To better capture data from diverse industrial operations, the application of digital transformation technologies is required. With digital tools, every aspect of a factory’s operations can be measured, and the captured data can be analyzed to gain further insight into these processes. Digital tools refer to technologies that can capture, store, or process data. Digitalization of the factory floor involves the inclusion of: IIoT devices to monitor equipment, edge devices to store and process information, and the everyday personal computer to continuously assist operations.
Advancement in data-capturing technologies and the equipment in industrial shop floors means that the modern factory floor is now flush with data due to the deployment of digital transformation technologies. Data visualization solutions such as web HMIs help ensure visualization of captured or analyzed data becomes a more simplified process. While digital transformation has solved the data-collection challenges that the industrial sector faces, it has brought about a new challenge: what do we do with all these large data sets?
Deploying data-analytics technologies to solve industrial problems
Statistics show that approximately 73% of captured data goes unused. In many cases, the underutilization of data is due to the absence of a clear vision of which processes need to be optimized and having no defined plans when deploying data-capturing tools. Thankfully, Industrie 4.0 business models or concepts provide clear-cut ideas concerning the application of factory-floor data.
Captured data from the digitalization of the factory can be deployed to develop an automated predictive analysis system for maintaining industrial assets, analyzing plant performance levels, and delivering the benefits of Machine as a Service (MaaS) to grow revenue. Complete synchronization and visualization of industrial operations is another important aspect of the digitalization of the factory and its industrial processes.
Digital transformation visualization tools provide the support for visualizing data from every aspect of a production process. An expansive industrial cloud platform provides a centralized location for storing data from inventory management software, supply chain and logistics software, demand forecasting software, and machine-utilization data. The collation of data within a centralized platform enables extensive analysis when developing master production plans and provides decision makers with a single source of truth and insight for making complex decisions.
An even more important use of industrial data pertains to validating and testing new ideas before implementation. Facility-wide data collected from expansive industrial processes are fed into digital-transformation tools such as a digital twin software to create a virtual mirror of the entire process. Unlike a 3D visualization application, the digital twin facilitates the transfer of data in real-time. By this method, evaluations on the effect of introducing changes to the facility can be evaluated before any physical implementation.
For example, the digital twin facilitates capacity-planning evaluations using demand-forecast data, machine-utilization data, operator-work-hours data, etc. to determine the number of assets, resources, and space that will be needed when expanding operations to meet increased demand.
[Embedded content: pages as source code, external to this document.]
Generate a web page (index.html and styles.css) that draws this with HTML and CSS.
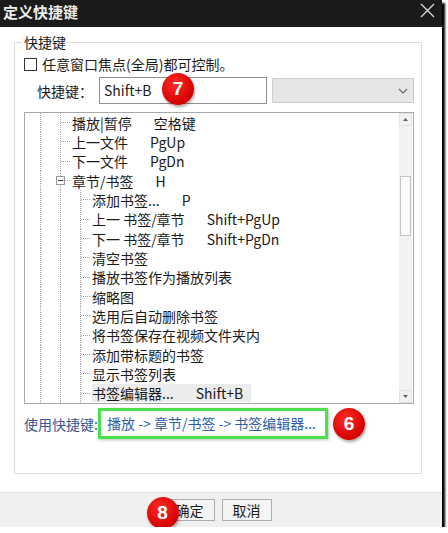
FILE: index.html
```html
<!DOCTYPE html>
<html lang="zh-CN">
<head>
    <meta charset="UTF-8">
    <title>定义快捷键</title>
    <link rel="stylesheet" href="styles.css">
</head>
<body>
    <div class="window">
        <div class="titlebar">
            <span class="title">定义快捷键</span>
            <svg class="close" width="15" height="15" viewBox="0 0 15 15">
                <path d="M1 1 L14 14 M14 1 L1 14" stroke="#d8d8d8" stroke-width="1.4" fill="none"/>
            </svg>
        </div>

        <div class="content">
            <div class="group">
                <span class="group-title">快捷键</span>

                <div class="check-row">
                    <span class="checkbox"></span>
                    <span>任意窗口焦点(全局)都可控制。</span>
                </div>

                <div class="key-row">
                    <span class="key-label">快捷键：</span>
                    <div class="key-input">
                        Shift+B
                        <span class="badge badge-input">7</span>
                    </div>
                    <div class="combo">
                        <svg width="10" height="6" viewBox="0 0 10 6">
                            <path d="M1 1 L5 5 L9 1" stroke="#6a6a6a" stroke-width="1.2" fill="none"/>
                        </svg>
                    </div>
                </div>

                <div class="tree">
                    <div class="tree-list">
                        <div class="row"><span class="g"></span><span class="c"></span><span class="label">播放|暂停<span class="key">空格键</span></span></div>
                        <div class="row"><span class="g"></span><span class="c"></span><span class="label">上一文件<span class="key">PgUp</span></span></div>
                        <div class="row"><span class="g"></span><span class="c"></span><span class="label">下一文件<span class="key">PgDn</span></span></div>
                        <div class="row"><span class="g"></span><span class="c open"><span class="box"></span></span><span class="label">章节/书签<span class="key">H</span></span></div>
                        <div class="row"><span class="g"></span><span class="g"></span><span class="c"></span><span class="label">添加书签...<span class="key">P</span></span></div>
                        <div class="row"><span class="g"></span><span class="g"></span><span class="c"></span><span class="label">上一 书签/章节<span class="key">Shift+PgUp</span></span></div>
                        <div class="row"><span class="g"></span><span class="g"></span><span class="c"></span><span class="label">下一 书签/章节<span class="key">Shift+PgDn</span></span></div>
                        <div class="row"><span class="g"></span><span class="g"></span><span class="c"></span><span class="label">清空书签</span></div>
                        <div class="row"><span class="g"></span><span class="g"></span><span class="c"></span><span class="label">播放书签作为播放列表</span></div>
                        <div class="row"><span class="g"></span><span class="g"></span><span class="c"></span><span class="label">缩略图</span></div>
                        <div class="row"><span class="g"></span><span class="g"></span><span class="c"></span><span class="label">选用后自动删除书签</span></div>
                        <div class="row"><span class="g"></span><span class="g"></span><span class="c"></span><span class="label">将书签保存在视频文件夹内</span></div>
                        <div class="row"><span class="g"></span><span class="g"></span><span class="c"></span><span class="label">添加带标题的书签</span></div>
                        <div class="row"><span class="g"></span><span class="g"></span><span class="c"></span><span class="label">显示书签列表</span></div>
                        <div class="row"><span class="g"></span><span class="g"></span><span class="c"></span><span class="label selected">书签编辑器...<span class="key">Shift+B</span></span></div>
                    </div>
                    <div class="scrollbar">
                        <div class="arrow">
                            <svg width="5" height="3" viewBox="0 0 5 3"><path d="M0 3 L2.5 0 L5 3 Z" fill="#606060"/></svg>
                        </div>
                        <div class="track">
                            <div class="thumb"></div>
                        </div>
                        <div class="arrow">
                            <svg width="5" height="3" viewBox="0 0 5 3"><path d="M0 0 L2.5 3 L5 0 Z" fill="#606060"/></svg>
                        </div>
                    </div>
                </div>

                <div class="usage-row">
                    <span class="usage-label">使用快捷键:</span>
                    <span class="usage-path">播放 -&gt; 章节/书签 -&gt; 书签编辑器...</span>
                    <span class="badge badge-inline">6</span>
                </div>
            </div>
        </div>

        <div class="footer">
            <button class="btn">确定<span class="badge badge-ok">8</span></button>
            <button class="btn">取消</button>
        </div>
    </div>
</body>
</html>
```

FILE: styles.css
```css
body, html {
    margin: 0;
    padding: 0;
    background: #fff;
    font-family: "Noto Sans CJK SC", "Noto Sans", sans-serif;
    font-size: 14px;
    color: #1a1a1a;
}

.window {
    width: 442px;
    height: 527px;
    display: flex;
    flex-direction: column;
    background: #fff;
    box-shadow: 3px 3px 2px #000;
}

.titlebar {
    height: 27px;
    flex-shrink: 0;
    background: #1b1b1b;
    color: #ececec;
    display: flex;
    align-items: center;
    justify-content: space-between;
    padding: 0 7px 0 3px;
}

.title {
    font-size: 15px;
    font-weight: bold;
    line-height: 20px;
    margin-top: -3px;
}

.close {
    margin-top: -6px;
}

.content {
    flex: 1;
    padding: 15px 20px 0 14px;
}

.group {
    position: relative;
    height: 432px;
    box-sizing: border-box;
    border: 1px solid #dcdcdc;
    padding: 0 7px 0 9px;
}

.group-title {
    display: block;
    width: max-content;
    margin: -10px 0 0 -2px;
    padding: 0 2px;
    background: #fff;
    line-height: 18px;
}

.check-row {
    height: 20px;
    margin-top: 3px;
    display: flex;
    align-items: center;
    gap: 5px;
    line-height: 18px;
}

.checkbox {
    width: 11px;
    height: 11px;
    border: 1px solid #333;
    background: #fff;
}

.key-row {
    height: 27px;
    margin-top: 3px;
    display: flex;
    align-items: center;
}

.key-label {
    width: 62px;
    margin-left: 13px;
    line-height: 18px;
}

.key-input {
    position: relative;
    width: 168px;
    height: 27px;
    box-sizing: border-box;
    border: 1px solid #8f8f8f;
    padding-left: 4px;
    line-height: 24px;
}

.combo {
    width: 142px;
    height: 25px;
    margin-left: 5px;
    box-sizing: border-box;
    border: 1px solid #cdcdcd;
    background: #e6e6e6;
    display: flex;
    align-items: center;
    justify-content: flex-end;
    padding-right: 5px;
}

.tree {
    margin-top: 8px;
    height: 292px;
    box-sizing: border-box;
    border: 1px solid #a9a9a9;
    display: flex;
}

.tree-list {
    flex: 1;
    padding-left: 5px;
    overflow: hidden;
}

.row {
    height: 19.33px;
    display: flex;
    align-items: center;
    white-space: nowrap;
}

.g {
    width: 20px;
    align-self: stretch;
    background: repeating-linear-gradient(to bottom, #a4a4a4 0 1px, transparent 1px 2px) 10px 0 / 1px 100% no-repeat;
}

.c {
    width: 20px;
    align-self: stretch;
    background:
        repeating-linear-gradient(to bottom, #a4a4a4 0 1px, transparent 1px 2px) 10px 0 / 1px 100% no-repeat,
        repeating-linear-gradient(to right, #a4a4a4 0 1px, transparent 1px 2px) 11px 50% / 9px 1px no-repeat;
}

.c.open {
    display: flex;
    align-items: center;
    justify-content: center;
}

.box {
    position: relative;
    width: 7px;
    height: 7px;
    border: 1px solid #9a9a9a;
    background: #fff;
}

.box::after {
    content: '';
    position: absolute;
    left: 1px;
    top: 3px;
    width: 5px;
    height: 1px;
    background: #333;
}

.label {
    margin-left: 2px;
    line-height: 18px;
}

.label.selected {
    background: #ececec;
    padding-right: 8px;
}

.key {
    margin-left: 22px;
}

.scrollbar {
    width: 13px;
    margin-right: 1px;
    background: #f2f2f2;
    display: flex;
    flex-direction: column;
}

.arrow {
    height: 13px;
    box-sizing: border-box;
    border: 1px solid #e2e2e2;
    display: flex;
    align-items: center;
    justify-content: center;
}

.track {
    flex: 1;
}

.thumb {
    margin: 50px 1px 0 1px;
    height: 60px;
    box-sizing: border-box;
    border: 1px solid #c4c4c4;
    background: #fafafa;
}

.usage-row {
    margin-top: 4px;
    height: 31px;
    display: flex;
    align-items: center;
}

.usage-label {
    color: #3a5593;
    line-height: 18px;
    width: 74px;
}

.usage-path {
    width: 230px;
    height: 31px;
    box-sizing: border-box;
    border: 3px solid #4be34b;
    box-shadow: 1px 1px 3px rgba(0, 0, 0, 0.25);
    padding-left: 6px;
    line-height: 25px;
    color: #2f5ea8;
    white-space: nowrap;
}

.badge {
    width: 32px;
    height: 32px;
    border-radius: 50%;
    background: radial-gradient(circle at 40% 35%, #ff2b24, #d40000 70%, #b00000);
    color: #fff;
    font-family: "Liberation Sans", Arial, sans-serif;
    font-weight: bold;
    font-size: 19px;
    display: flex;
    align-items: center;
    justify-content: center;
    box-shadow: 1px 2px 3px rgba(0, 0, 0, 0.35);
    z-index: 5;
}

.badge-input {
    position: absolute;
    left: 62px;
    top: -5px;
}

.badge-inline {
    margin-left: 5px;
}

.badge-ok {
    position: absolute;
    left: -19px;
    top: -3px;
}

.footer {
    height: 35px;
    flex-shrink: 0;
    box-sizing: border-box;
    border-top: 1px solid #dfdfdf;
    background: #f0f0f0;
    display: flex;
    justify-content: center;
    gap: 7px;
    padding: 6px 6px 0 0;
}

.btn {
    position: relative;
    width: 50px;
    height: 22px;
    border: 1px solid #adadad;
    background: #f4f4f4;
    font-family: "Noto Sans CJK SC", sans-serif;
    font-size: 14px;
    color: #1a1a1a;
    padding: 0;
    line-height: 18px;
}
```
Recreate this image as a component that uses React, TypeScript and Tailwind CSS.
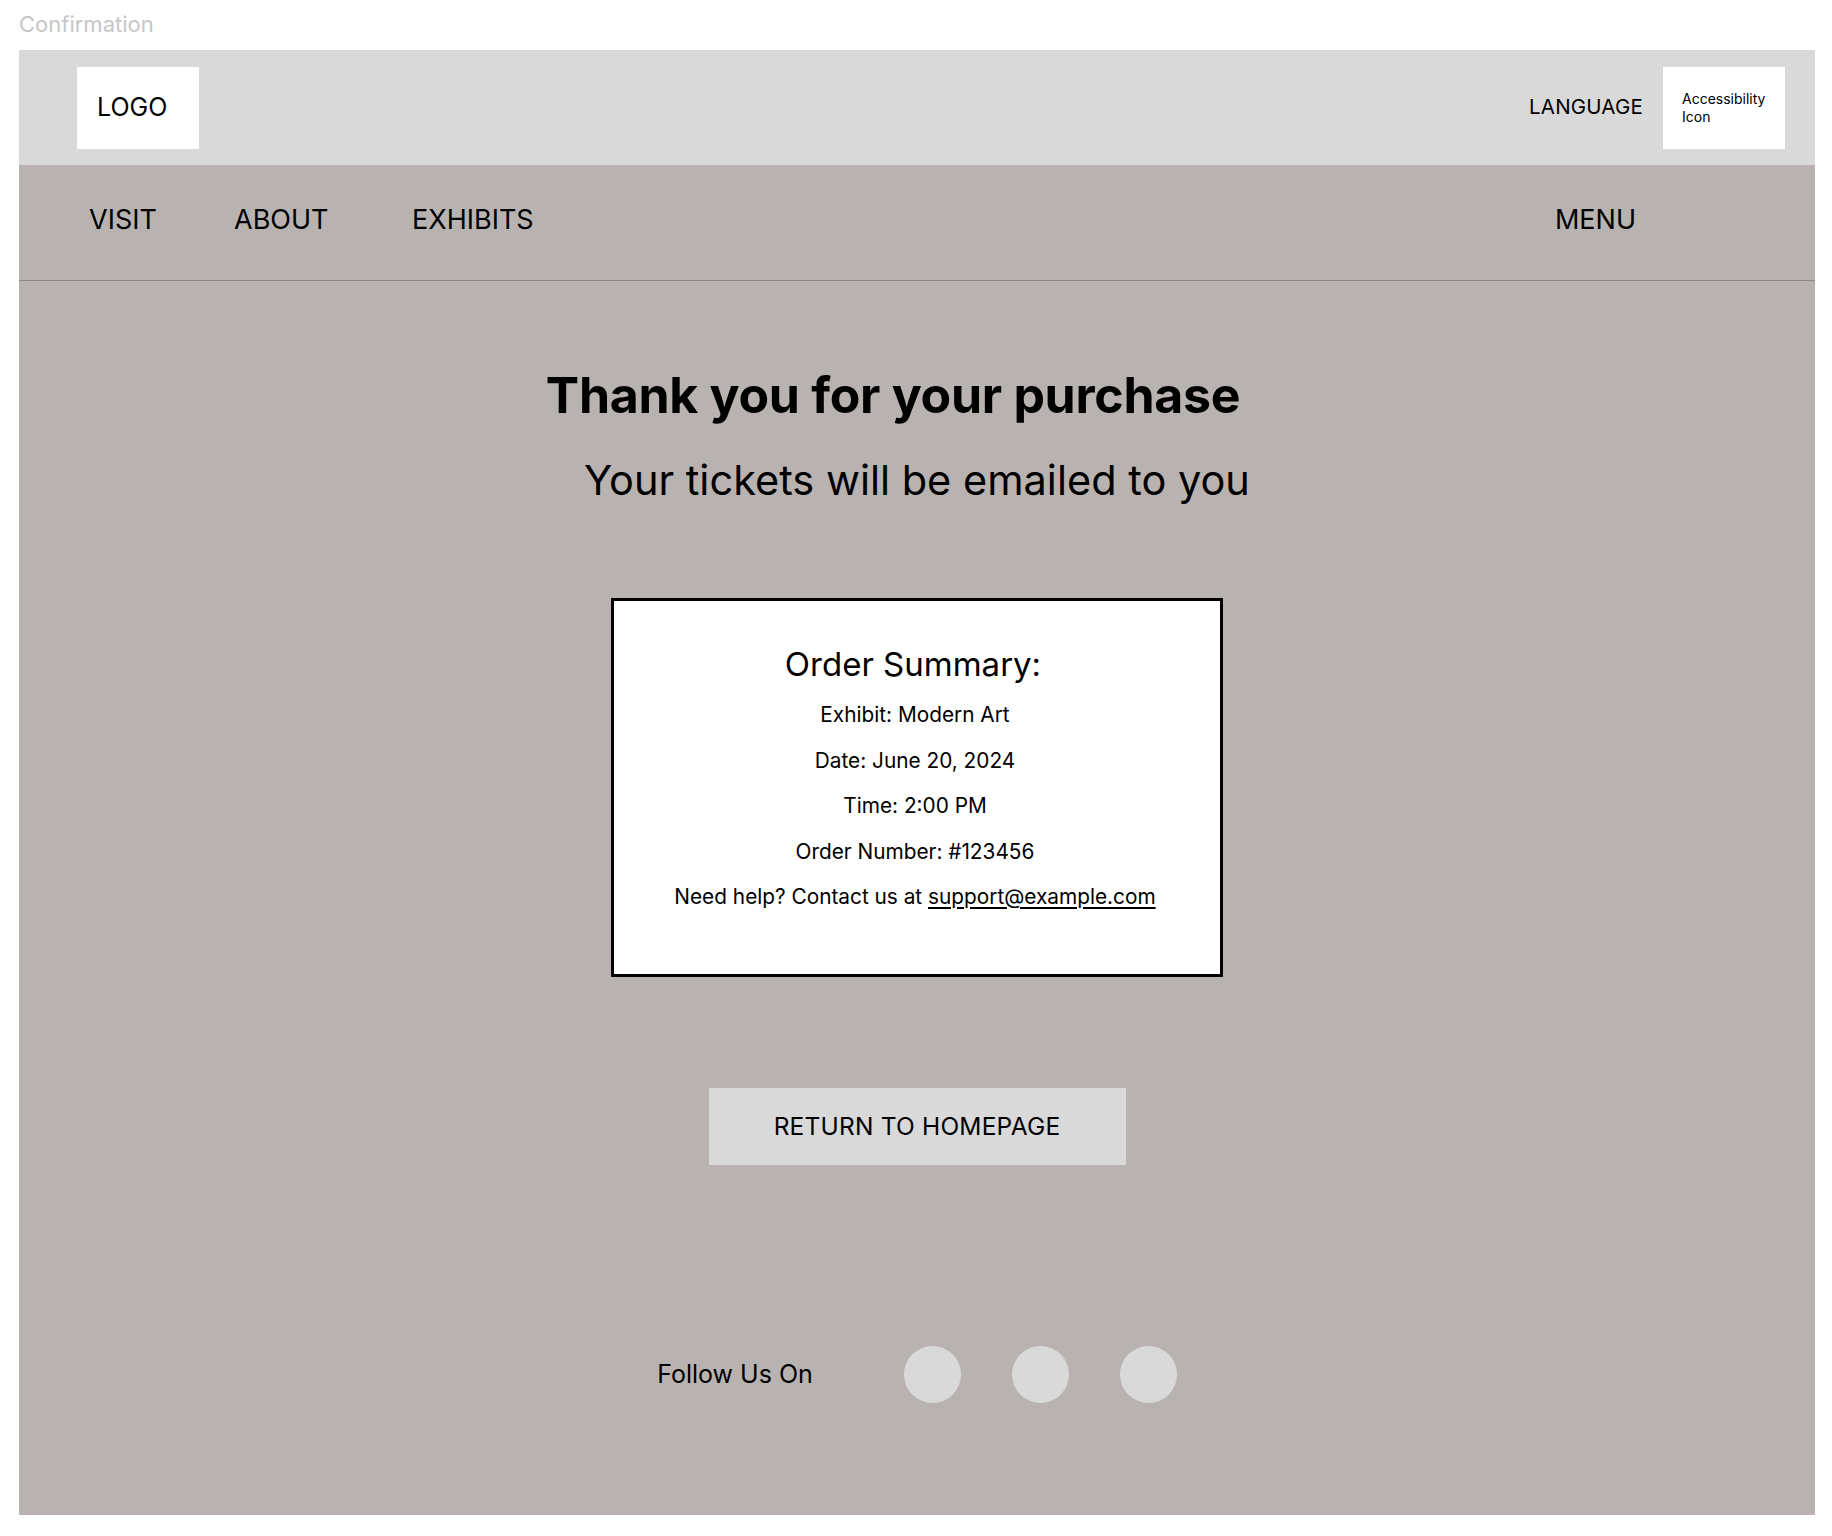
import React from 'react';

const ORDER_LINES = [
  'Exhibit: Modern Art',
  'Date: June 20, 2024',
  'Time: 2:00 PM',
  'Order Number: #123456',
];

export default function App() {
  return (
    <div className="w-[1832px] h-[1536px] bg-white font-['Inter','Liberation_Sans',sans-serif] text-black">
      {/* Frame label */}
      <div className="h-[50px] pl-[19px] pt-[9px] text-[22px] leading-[30px] text-[#c6c6c6]">Confirmation</div>

      <div className="ml-[19px] w-[1796px] h-[1465px] flex flex-col bg-[#b8b3b0]">
        {/* Top header */}
        <header className="h-[115px] shrink-0 bg-[#d9d9d9] flex items-center pl-[58px] pr-[30px]">
          <div className="w-[122px] h-[82px] bg-white flex items-center pl-[20px] text-[25px]">LOGO</div>
          <div className="ml-auto flex items-center gap-[20px]">
            <span className="text-[20.5px] tracking-[0.2px]">LANGUAGE</span>
            <div className="w-[122px] h-[82px] bg-white flex flex-col justify-center pl-[19px] text-[14px] leading-[18px]">
              <span>Accessibility</span>
              <span>Icon</span>
            </div>
          </div>
        </header>

        {/* Nav bar */}
        <nav className="h-[116px] shrink-0 flex items-center pl-[70px] pr-[179px] pb-[5px] border-b border-[#8c8785] text-[27px]">
          <span className="w-[145px]">VISIT</span>
          <span className="w-[178px]">ABOUT</span>
          <span>EXHIBITS</span>
          <span className="ml-auto">MENU</span>
        </nav>

        {/* Main content */}
        <main className="flex-1 flex flex-col items-center">
          <h1 className="mt-[85px] pr-[48px] text-[50px] leading-[58px] font-bold tracking-[-0.3px]">
            Thank you for your purchase
          </h1>
          <p className="mt-[31px] text-[41.5px] leading-[50px]">Your tickets will be emailed to you</p>

          <section className="mt-[93px] w-[612px] h-[379px] bg-white border-[3px] border-black flex flex-col items-center pt-[43px]">
            <h2 className="pr-[8px] text-[33px] leading-[40px]">Order Summary:</h2>
            <div className="mt-[8px] pr-[4px] flex flex-col items-center text-[20.8px] leading-[45.5px]">
              {ORDER_LINES.map((line) => (
                <span key={line}>{line}</span>
              ))}
              <span>
                Need help? Contact us at <a className="underline underline-offset-[3px]">support@example.com</a>
              </span>
            </div>
          </section>

          <button className="mt-[111px] w-[417px] h-[77px] bg-[#d9d9d9] text-[24.5px] tracking-[0.2px]">
            RETURN TO HOMEPAGE
          </button>

          <footer className="mt-[181px] flex items-center">
            <span className="text-[25px]">Follow Us On</span>
            <div className="ml-[91px] flex items-center gap-[51px]">
              <div className="w-[57px] h-[57px] rounded-full bg-[#d9d9d9]"></div>
              <div className="w-[57px] h-[57px] rounded-full bg-[#d9d9d9]"></div>
              <div className="w-[57px] h-[57px] rounded-full bg-[#d9d9d9]"></div>
            </div>
          </footer>
        </main>
      </div>
    </div>
  );
}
Another important use of industrial data is in optimizing production schedules in real-time. Traditionally, schedules stay static and only change according to operator availability. The old way of scheduling didn’t account for risks such as unexpected machine failures, instant increases in demand, or challenges with inventory availability. Simulation modeling and scheduling software, which is a digital transformation tool, guarantees risk-based scheduling. It accounts for all changing data that comes from the shop floor to create flexible real-time schedules.
The agility that risk-based scheduling provides ensures operators do not fly blindly into complex production scenarios while optimizing the production cycle. The digital twin can also serve as a single pane of glass for all the industrial data captured from the factory floor. More data from industrial processes leads to an even more accurate digital twin of processes or of a facility that ensures optimized results when evaluating different scenarios that affect the production line.
Optimizing production processes through data-driven policies
One of the major concepts of Industrie 4.0 is the application of data-driven policies to optimize industrial processes. With digital-transformation technologies and their ability to capture factory-floor data – including data coming from the deepest parts of a facility – anyone can develop data-driven strategies to optimize specific processes.
Factory owners can go outside the box of the diverse business models that Industrie 4.0 specifies to deploying data in innovative ways that solve specific operational problems. It is your facility, your data, and your factory’s challenges that put you in a better position to decide the best way to leverage captured data to simplify daily operations, reduce scrappage, or drive revenue growth.
The result of deploying a digital transformation strategy always includes more awareness of your factory status and cheaper alternatives to evaluate complex operational challenges before implementing a solution, thus saving enterprises the energy and cost of implementing solutions that could spell financial failure.
Conclusion
The digitalization of the factory is much more than just an initiative to capture data. Digital transformation technologies have matured and reached the stage of assisting managers with solving the most complex challenges that they face when delivering quality products, high service levels, and growing revenue.